Cat caught stealing
- Robin Holabird
- 18 minutes ago
- 2 min read
The opening scene of Caught Stealing shows a younger version of the main character sliding into home base and getting away with his theft. This sets the tone for a story of someone willing to take a flamboyant risk, though the basic events begin years later with the ball player sidelined into low end work in a Manhattan bar where he keeps the peace, a nice guy going nowhere. Agreeing to help a neighbor by cat sitting, he ends up trapped in a Kafkaesque mass of confusion as thugs of all sorts rain down a storm of violence that comes out of nowhere. Adapting his novel, screenwriter Charlie Huston makes sure his story’s defining traits stay intact, mainly an obsession with baseball and an incredibly appealing cat.
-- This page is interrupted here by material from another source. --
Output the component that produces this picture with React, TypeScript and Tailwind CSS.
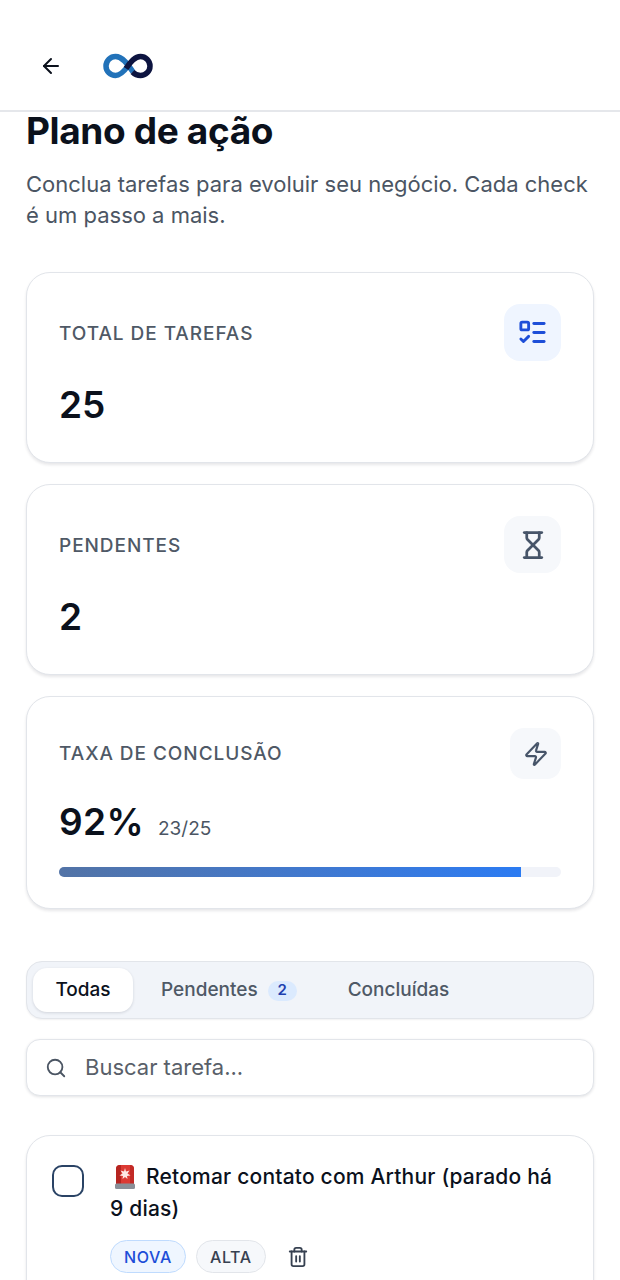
import { ArrowLeft, Hourglass, ListTodo, Search, Trash2, Zap } from "lucide-react";

/* ─── Brand mark: two-tone infinity loop ─── */
function InfinityLogo() {
  return (
    <svg width="50" height="26" viewBox="0 0 50 26" fill="none">
      <path
        d="M30 19C26 13 20 3.500 12.500 3.500C7.500 3.500 3 7.500 3 13C3 18.500 7.500 22.500 12.500 22.500C17.500 22.500 21 18.500 25 13"
        stroke="#2272b9"
        strokeWidth="5.500"
      />
      <path
        d="M23 15.500C28 8 32 3.500 37.500 3.500C42.500 3.500 47 7.500 47 13C47 18.500 42.500 22.500 37.500 22.500C34 22.500 31.500 21 29.500 19"
        stroke="#0d1440"
        strokeWidth="5.500"
      />
    </svg>
  );
}

/* ─── Red siren shown in front of the task title ─── */
function SirenGlyph() {
  return (
    <svg width="24" height="27" viewBox="0 0 24 27" className="inline-block align-[-6px]">
      <path d="M3 21V6a4 4 0 0 1 4-4h10a4 4 0 0 1 4 4v15z" fill="#dc3a34" />
      <path d="M3 21V6a4 4 0 0 1 4-4h1v19z" fill="#b52420" />
      <path d="M17 21V2a4 4 0 0 1 4 4v15z" fill="#c22a26" />
      <path
        d="M12 5l1 3.500 3.500-1-2 3 3 2-3.500.5.5 3-2.500-2-2.500 2 .5-3-3.500-.5 3-2-2-3 3.500 1z"
        fill="#fde8e4"
      />
      <rect x="2" y="20.500" width="20" height="5.500" rx="1.500" fill="#8a8f98" />
    </svg>
  );
}

function StatCard({
  label,
  value,
  icon,
}: {
  label: string;
  value: string;
  icon: React.ReactNode;
}) {
  return (
    <div className="h-[191px] rounded-[24px] border border-[#e2e5ea] bg-white px-[32px] pt-[31px] shadow-[0_2px_3px_rgba(15,23,42,0.10)]">
      <div className="flex items-start justify-between">
        <span className="mt-[17px] text-[19px] leading-[26px] font-medium tracking-[0.05em] text-[#4f5966] uppercase">
          {label}
        </span>
        {icon}
      </div>
      <div className="mt-[21px] text-[37px] leading-[46px] font-semibold text-[#0b111c]">
        {value}
      </div>
    </div>
  );
}

export default function App() {
  return (
    <div className="h-[1280px] overflow-hidden bg-white font-['Inter',sans-serif]">
      {/* Top bar */}
      <header className="flex h-[112px] items-center gap-[40px] border-b-2 border-[#e5e7eb] pt-[21px] pl-[39px]">
        <ArrowLeft size={24} strokeWidth={2} className="text-[#0b111c]" />
        <InfinityLogo />
      </header>

      <main className="px-[26px]">
        <h1 className="text-[37px] leading-[38px] font-bold tracking-[-0.01em] text-[#0b111c]">
          Plano de ação
        </h1>
        <p className="mt-[19px] text-[22px] leading-[31px] text-[#4b5563]">
          Conclua tarefas para evoluir seu negócio. Cada check é um passo a mais.
        </p>

        {/* Summary cards */}
        <div className="mt-[41px] flex flex-col gap-[21px]">
          <StatCard
            label="Total de tarefas"
            value="25"
            icon={
              <div className="flex h-[57px] w-[57px] items-center justify-center rounded-[16px] bg-[#eff5ff]">
                <ListTodo size={31} strokeWidth={2.2} className="text-[#1d4ed8]" />
              </div>
            }
          />
          <StatCard
            label="Pendentes"
            value="2"
            icon={
              <div className="flex h-[57px] w-[57px] items-center justify-center rounded-[16px] bg-[#f6f8fb]">
                <Hourglass size={30} strokeWidth={2.2} className="text-[#475569]" />
              </div>
            }
          />

          <div className="h-[213px] rounded-[24px] border border-[#e2e5ea] bg-white px-[32px] pt-[31px] shadow-[0_2px_3px_rgba(15,23,42,0.10)]">
            <div className="flex items-start justify-between">
              <span className="mt-[13px] text-[19px] leading-[26px] font-medium tracking-[0.05em] text-[#4f5966] uppercase">
                Taxa de conclusão
              </span>
              <div className="flex h-[51px] w-[51px] items-center justify-center rounded-[14px] bg-[#f6f8fb]">
                <Zap size={26} strokeWidth={2} className="text-[#475569]" />
              </div>
            </div>
            <div className="mt-[20px] flex items-baseline gap-[14px]">
              <span className="text-[37px] leading-[46px] font-semibold tracking-[0.01em] text-[#0b111c]">
                92%
              </span>
              <span className="text-[19px] text-[#4b5563]">23/25</span>
            </div>
            <div className="mt-[22px] h-[10px] rounded-full bg-[#f1f3f9]">
              <div
                className="h-full rounded-l-full bg-gradient-to-r from-[#5273a6] to-[#2b7bf2]"
                style={{ width: "92%" }}
              />
            </div>
          </div>
        </div>

        {/* Filter tabs */}
        <div className="mt-[52px] flex h-[58px] items-center gap-[4px] rounded-[16px] border border-[#e2e5ea] bg-[#f1f4f9] px-[6px] shadow-[0_1px_2px_rgba(15,23,42,0.06)]">
          <div className="flex h-[44px] w-[100px] items-center justify-center rounded-[14px] bg-white pt-[1px] text-[19px] font-medium text-[#0b111c] shadow-[0_1px_3px_rgba(15,23,42,0.14)]">
            Todas
          </div>
          <div className="flex h-[44px] items-center gap-[10px] px-[24px] pt-[1px] text-[19px] font-medium text-[#4f5966]">
            Pendentes
            <span className="flex h-[20px] w-[29px] items-center justify-center rounded-full bg-[#dbeafe] text-[15px] font-semibold text-[#1e40af]">
              2
            </span>
          </div>
          <div className="flex h-[44px] items-center px-[23px] pt-[1px] text-[19px] font-medium text-[#4f5966]">
            Concluídas
          </div>
        </div>

        {/* Search */}
        <div className="mt-[20px] flex h-[57px] items-center gap-[18px] rounded-[14px] border border-[#e2e5ea] bg-white pl-[18px] shadow-[0_1px_3px_rgba(15,23,42,0.12)]">
          <Search size={22} strokeWidth={2} className="text-[#4b5563]" />
          <span className="text-[22px] text-[#595f69]">Buscar tarefa...</span>
        </div>

        {/* Task card, runs past the fold */}
        <div className="mt-[39px] flex h-[240px] gap-[26px] rounded-[24px] border border-[#e2e5ea] bg-white pt-[29px] pr-[26px] pl-[25px] shadow-[0_2px_3px_rgba(15,23,42,0.10)]">
          <div className="h-[32px] w-[32px] shrink-0 rounded-[10px] border-2 border-[#2a4365] bg-white" />
          <div className="-mt-[4px] min-w-0">
            <p className="text-[21px] leading-[32px] font-medium tracking-[0.2px] text-[#0b111c]">
              <span className="mr-[9px] ml-[3px]">
                <SirenGlyph />
              </span>
              Retomar contato com Arthur (parado há 9 dias)
            </p>
            <div className="mt-[15px] flex items-center gap-[10px]">
              <span className="flex h-[33px] items-center rounded-full border border-[#bfdbfe] bg-[#eff6ff] px-[13px] text-[16px] font-medium tracking-[0.04em] text-[#1d4ed8]">
                NOVA
              </span>
              <span className="flex h-[33px] items-center rounded-full border border-[#e2e5ea] bg-[#f6f8fb] px-[13px] text-[16px] font-medium tracking-[0.04em] text-[#374151]">
                ALTA
              </span>
              <Trash2 size={22} strokeWidth={2} className="ml-[11px] text-[#374151]" />
            </div>
          </div>
        </div>
      </main>
    </div>
  );
}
Drawn to offbeat material, director Darren Aronofsky enthusiastically jumps into the quirks, keeping pace with a hero who has to run fast. Aronofsky catches the sense of a darker and dimmer Manhattan of 1997 in the days when the Twin Towers still stood, and people carried flip phones that didn’t track their whereabouts. This lends one element of credibility, though anyone who ever hung with a cat might question this one’s willingness to stay put when asked. For that matter, anyone who’s ever lost a kidney might wonder how the newly operated on hero can run so fast a few days after surgery. Star Austin Butler does his best to make it believable, oozing more charm than blood with his graceful, athletic moves—a quality that previously helped him earn a best actor nomination taking on the title role in Elvis. Butler exudes star power, supported by an impressive cast that includes Reginia King, Leiv Schreiber, Zoë Kravitz and Tonic the cat who definitely gets caught stealing the show.